**GIVEN EXERCISE:** Retype only what runs from the first line of the listing to the line holding "const chevron = (d: string)", both included. Do not retype the pictures.

**RECORDED INFORMATION:**
****

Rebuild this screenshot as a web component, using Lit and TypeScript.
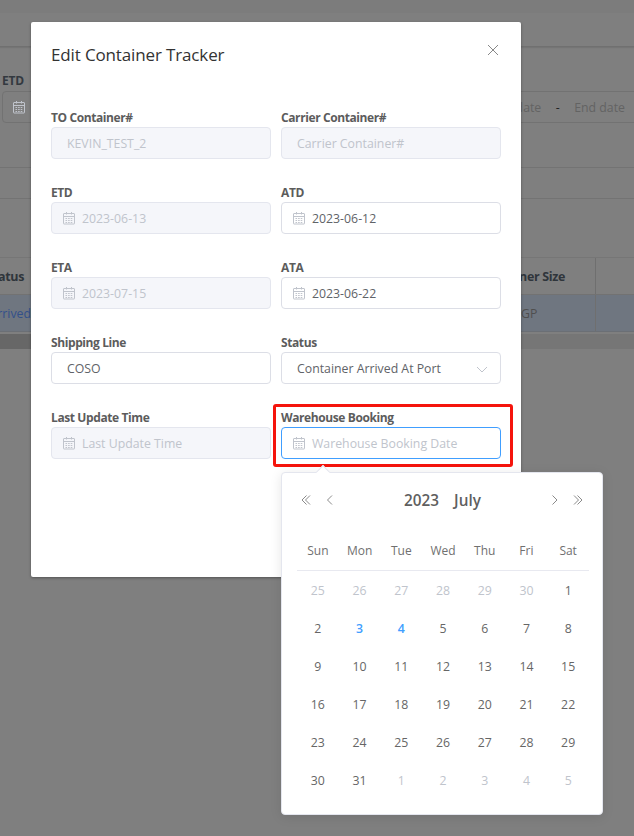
import {LitElement, css, html, svg} from 'lit';
import {customElement} from 'lit/decorators.js';

const calIcon = html`<svg class="cal" width="14" height="14" viewBox="0 0 14 14" fill="none" stroke="currentColor" stroke-width="1">
  <rect x="1.5" y="2.5" width="11" height="10.5" rx="0.5"></rect>
  <path d="M1.5 5.5h11M4.5 1v2.5M9.5 1v2.5"></path>
  <path d="M3.5 7.5h7M3.5 9.5h7M3.5 11.5h7" stroke-dasharray="1.6 1"></path>
</svg>`;

const chevron = (d: string) => svg`<path d=${d}></path>`;

interface Field {
  label: string;
  value?: string;
  placeholder?: string;
  disabled?: boolean;
  date?: boolean;
  select?: boolean;
  focused?: boolean;
}

const fields: Field[] = [
  {label: 'TO Container#', value: 'KEVIN_TEST_2', disabled: true},
  {label: 'Carrier Container#', placeholder: 'Carrier Container#', disabled: true},
  {label: 'ETD', value: '2023-06-13', disabled: true, date: true},
  {label: 'ATD', value: '2023-06-12', date: true},
  {label: 'ETA', value: '2023-07-15', disabled: true, date: true},
  {label: 'ATA', value: '2023-06-22', date: true},
  {label: 'Shipping Line', value: 'COSO'},
  {label: 'Status', value: 'Container Arrived At Port', select: true},
  {label: 'Last Update Time', placeholder: 'Last Update Time', disabled: true, date: true},
  {label: 'Warehouse Booking', placeholder: 'Warehouse Booking Date', date: true, focused: true},
];

const weekdays = ['Sun', 'Mon', 'Tue', 'Wed', 'Thu', 'Fri', 'Sat'];

const days: {n: number; cls?: string}[] = [
  ...[25, 26, 27, 28, 29, 30].map((n) => ({n, cls: 'muted'})),
  ...Array.from({length: 31}, (_, i) => ({n: i + 1, cls: i === 2 || i === 3 ? 'blue' : ''})),
  ...[1, 2, 3, 4, 5].map((n) => ({n, cls: 'muted'})),
];

@customElement('app-root')
export class AppRoot extends LitElement {
  static styles = css`
    :host {
      display: block;
      position: relative;
      width: 634px;
      height: 836px;
      overflow: hidden;
      background: #7f7f7f;
      font-family: 'Open Sans', 'Noto Sans', sans-serif;
      font-size: 12.3px;
      color: #5f5f5f;
    }

    /* page behind the mask */
    .page {
      display: flex;
      flex-direction: column;
      height: 100%;
    }
    .topstrip {
      height: 13px;
      background: #7c7c7c;
    }
    .subnav {
      height: 33px;
      background: #7f7f7f;
      border-bottom: 1px solid #707070;
      box-shadow: 0 1px 1px rgba(0, 0, 0, 0.08);
    }
    .filters {
      position: relative;
      height: 121px;
      border-bottom: 1px solid #737373;
      box-sizing: border-box;
      padding: 26px 0 0 2px;
    }
    .filters .lbl {
      font-weight: 700;
      color: #33393f;
      line-height: 16px;
      font-size: 12px;
      letter-spacing: -0.2px;
    }
    .bg-input {
      display: flex;
      align-items: center;
      margin-top: 2px;
      width: 400px;
      height: 32px;
      box-sizing: border-box;
      padding-left: 9px;
      border: 1px solid #727272;
      border-radius: 4px;
      color: #6a6a6a;
    }
    .bg-range {
      position: absolute;
      right: 0;
      top: 44px;
      width: 300px;
      height: 32px;
      box-sizing: border-box;
      display: flex;
      justify-content: flex-end;
      align-items: center;
      gap: 14.5px;
      padding-right: 9px;
      border-top: 1px solid #727272;
      border-bottom: 1px solid #727272;
      color: #636363;
    }
    .bg-range b {
      font-weight: 400;
      color: #222;
    }
    .rule {
      height: 31px;
      border-bottom: 1px solid #737373;
      box-sizing: content-box;
      margin-top: -1px;
    }
    .table {
      margin-top: 58px;
      border-top: 1px solid #767676;
    }
    .thead,
    .trow {
      display: flex;
      height: 36px;
      align-items: center;
    }
    .thead {
      border-bottom: 1px solid #727272;
      font-weight: 700;
      color: #2f353b;
      font-size: 12.5px;
      letter-spacing: -0.35px;
    }
    .trow {
      background: #6f7680;
      border-bottom: 1px solid #6b6f75;
      color: #4f4f4f;
    }
    .trow .link {
      color: #33508a;
    }
    .cell-left {
      width: 31px;
      box-sizing: border-box;
      overflow: hidden;
      white-space: nowrap;
      direction: rtl;
      text-align: left;
    }
    .thead .cell-left {
      padding-right: 7px;
    }
    .cell-right {
      width: 564px;
      box-sizing: border-box;
      padding-left: 490px;
      white-space: nowrap;
      height: 100%;
      display: flex;
      align-items: center;
    }
    .thead .cell-right {
      justify-content: flex-end;
      padding-right: 30px;
    }
    .cell-end {
      flex: 1;
      height: 100%;
      border-left: 1px solid #6f6f6f;
    }
    .scroll {
      height: 15px;
      margin-top: 2px;
      background: #767676;
    }
    .scroll div {
      width: 200px;
      height: 100%;
      background: #676767;
    }

    /* modal */
    .modal {
      position: absolute;
      left: 31px;
      top: 22px;
      width: 490px;
      height: 555px;
      box-sizing: border-box;
      padding: 20px;
      background: #fff;
      border-radius: 2px;
      box-shadow: 0 1px 3px rgba(0, 0, 0, 0.35);
    }
    .title {
      font-size: 17px;
      letter-spacing: -0.14px;
      line-height: 26px;
      color: #333;
    }
    .close {
      position: absolute;
      top: 22px;
      right: 22px;
      color: #888;
    }
    .form {
      display: grid;
      grid-template-columns: 220px 220px;
      column-gap: 10px;
      row-gap: 24px;
      margin-top: 40px;
    }
    .field label {
      display: block;
      height: 19px;
      line-height: 19px;
      font-size: 12px;
      font-weight: 700;
      letter-spacing: -0.4px;
      color: #5c5c5c;
      white-space: nowrap;
    }
    .input {
      display: flex;
      align-items: center;
      height: 32px;
      box-sizing: border-box;
      padding: 0 15px;
      border: 1px solid #dcdee6;
      border-radius: 4px;
      color: #5f6368;
      background: #fff;
      white-space: nowrap;
    }
    .input.date {
      padding-left: 10px;
    }
    .input.disabled {
      background: #f5f6fa;
      border-color: #e4e6ee;
      color: #c0c4cc;
    }
    .input.focused {
      border-color: #409eff;
    }
    .placeholder {
      color: #c0c4cc;
    }
    .cal {
      flex: none;
      margin-right: 6px;
      color: #c0c4cc;
    }
    .arrow {
      margin-left: auto;
      margin-right: -3px;
      color: #c0c4cc;
    }

    /* annotation and date popup */
    .highlight {
      position: absolute;
      left: 273px;
      top: 404px;
      width: 240px;
      height: 63px;
      box-sizing: border-box;
      border: 3px solid #f5140c;
      border-radius: 3px;
    }
    .popup {
      position: absolute;
      left: 281px;
      top: 472px;
      width: 322px;
      height: 343px;
      box-sizing: border-box;
      padding: 0 13px 0 15px;
      background: #fff;
      border: 1px solid #e4e6ee;
      border-radius: 4px;
      box-shadow: 0 2px 12px rgba(0, 0, 0, 0.1);
    }
    .popup::before {
      content: '';
      position: absolute;
      left: 36px;
      top: -6px;
      width: 9px;
      height: 9px;
      background: #fff;
      border-left: 1px solid #e4e6ee;
      border-top: 1px solid #e4e6ee;
      transform: rotate(45deg);
    }
    .cal-head {
      display: flex;
      align-items: center;
      height: 53px;
      color: #8a8a8a;
    }
    .cal-head svg {
      flex: none;
    }
    .cal-title {
      flex: 1;
      display: flex;
      justify-content: center;
      gap: 15px;
      font-size: 15.3px;
      font-weight: 600;
      color: #5f5f5f;
    }
    .nav-first {
      margin-left: 4px;
    }
    .nav-prev {
      margin-left: 14px;
    }
    .nav-last {
      margin-left: 13px;
      margin-right: 6px;
    }
    .cal-week,
    .cal-days {
      display: grid;
      grid-template-columns: repeat(7, 1fr);
      text-align: center;
    }
    .cal-week {
      height: 40px;
      margin-top: 2px;
      align-items: center;
      border-bottom: 1px solid #e8e9f0;
      padding-top: 2px;
      font-size: 12px;
      color: #707070;
    }
    .cal-days {
      grid-auto-rows: 38px;
      align-items: center;
      color: #666;
    }
    .muted {
      color: #c0c4cc;
    }
    .blue {
      color: #409eff;
      font-weight: 600;
    }
  `;

  private renderField(f: Field) {
    const cls = ['input', f.date ? 'date' : '', f.disabled ? 'disabled' : '', f.focused ? 'focused' : ''].join(' ');
    return html`<div class="field">
      <label>${f.label}</label>
      <div class=${cls}>
        ${f.date ? calIcon : ''}
        ${f.value ? html`<span>${f.value}</span>` : html`<span class="placeholder">${f.placeholder}</span>`}
        ${f.select
          ? html`<svg class="arrow" width="14" height="14" viewBox="0 0 14 14" fill="none" stroke="currentColor">
              <path d="M3 6l5 5 5-5"></path>
            </svg>`
          : ''}
      </div>
    </div>`;
  }

  render() {
    return html`
      <div class="page">
        <div class="topstrip"></div>
        <div class="subnav"></div>
        <div class="filters">
          <div class="lbl">ETD</div>
          <div class="bg-input">${calIcon}</div>
          <div class="bg-range"><span>Start date</span><b>-</b><span>End date</span></div>
        </div>
        <div class="rule"></div>
        <div class="table">
          <div class="thead">
            <div class="cell-left">Status</div>
            <div class="cell-right">Container Size</div>
            <div class="cell-end"></div>
          </div>
          <div class="trow">
            <div class="cell-left link">Arrived</div>
            <div class="cell-right">GP</div>
            <div class="cell-end"></div>
          </div>
        </div>
        <div class="scroll"><div></div></div>
      </div>

      <div class="modal">
        <div class="title">Edit Container Tracker</div>
        <svg class="close" width="12" height="12" viewBox="0 0 12 12" fill="none" stroke="currentColor">
          <path d="M1 1l10 10M11 1L1 11"></path>
        </svg>
        <div class="form">${fields.map((f) => this.renderField(f))}</div>
      </div>

      <div class="highlight"></div>

      <div class="popup">
        <div class="cal-head">
          <svg class="nav-first" width="10" height="10" viewBox="0 0 10 10" fill="none" stroke="currentColor">
            ${chevron('M5.5.5L1 5l4.5 4.5M9 .5L4.5 5 9 9.5')}
          </svg>
          <svg class="nav-prev" width="10" height="10" viewBox="0 0 10 10" fill="none" stroke="currentColor">
            ${chevron('M7 .5L2.5 5 7 9.5')}
          </svg>
          <div class="cal-title"><span>2023</span><span>July</span></div>
          <svg width="10" height="10" viewBox="0 0 10 10" fill="none" stroke="currentColor">
            ${chevron('M2.5.5L7 5 2.5 9.5')}
          </svg>
          <svg class="nav-last" width="10" height="10" viewBox="0 0 10 10" fill="none" stroke="currentColor">
            ${chevron('M1 .5L5.5 5 1 9.5M4.5.5L9 5 4.5 9.5')}
          </svg>
        </div>
        <div class="cal-week">${weekdays.map((d) => html`<span>${d}</span>`)}</div>
        <div class="cal-days">${days.map((d) => html`<span class=${d.cls ?? ''}>${d.n}</span>`)}</div>
      </div>
    `;
  }
}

****

**THE ANSWER:**
Rebuild this screenshot as a web component, using Lit and TypeScript.
import {LitElement, css, html, svg} from 'lit';
import {customElement} from 'lit/decorators.js';

const calIcon = html`<svg class="cal" width="14" height="14" viewBox="0 0 14 14" fill="none" stroke="currentColor" stroke-width="1">
  <rect x="1.5" y="2.5" width="11" height="10.5" rx="0.5"></rect>
  <path d="M1.5 5.5h11M4.5 1v2.5M9.5 1v2.5"></path>
  <path d="M3.5 7.5h7M3.5 9.5h7M3.5 11.5h7" stroke-dasharray="1.6 1"></path>
</svg>`;

const chevron = (d: string) => svg`<path d=${d}></path>`;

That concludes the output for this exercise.